Он был плохо обучен письму, но считать, вероятно, умел прекрасно. Был религиозен, властен, рачителен до скупости. Когда малолетний племянник попросил у дядюшки «на пряники», Семен Алексеевич вместо ожидаемого золотого дал ребенку две копейки — столь несообразная сумма тоже вошла в семейные предания.
Первый брак Семена Алексеевича был бездетен; второй раз, далеко за сорок лет, он женился на Вере Михайловне Вишняковой, принадлежавшей к хорошему купеческому роду. Она пошла под венец девочкой, была много моложе мужа. С топорно-основательных портретов доморощенного художника смотрят на нас живые лица супругов. Он — чисто выбрит, белые волосы (свои, не парик) лежат на воротнике черного сюртука; шея укутана пышным белым галстуком, глаза пристально-суровы, рот — большой, тонкогубый, волевой. Чернобровую, круглолицую Веру Михайловну — прабабушку Станиславского — живописцы писали несколько раз — в чепце или шелковой «головке», в кашемировой шали, в жемчужном ожерелье, пятью рядами лежащем на белой шее. Неравный по возрасту брак был вполне счастлив: Вера Михайловна — домовитая, расчетливая хозяйка, вполне под стать мужу.

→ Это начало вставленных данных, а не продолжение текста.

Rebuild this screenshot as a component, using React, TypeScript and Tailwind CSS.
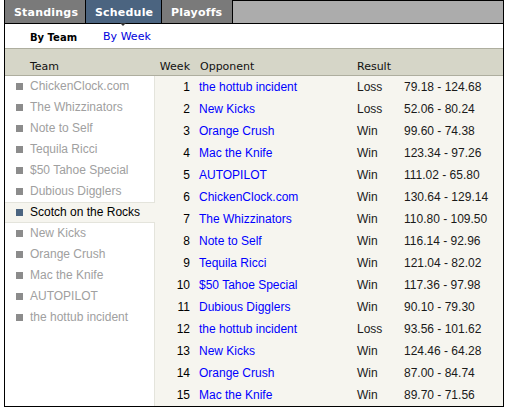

Один из шести детей Семена Алексеевича и Веры Михайловны — Владимир — унаследовал от Вишняковых изгиб большого рта, от Алексеевых — раннюю седину. Владимир Семенович, наследник огромного состояния, пройдет традиционно купеческий «курс обучения» — не в гимназии, не в училище, но в самой конторе отца на фабрике, где он будет работать «мальчиком», рассыльным, до тонкостей изучит родовое дело, изучив, снова расширит и улучшит. Его имя становится символом рода: «Товарищество Владимир Алексеев» известно в России и за ее рубежами, хотя позднее в товарищество входят Вишняков и еще один компаньон — Шамшин.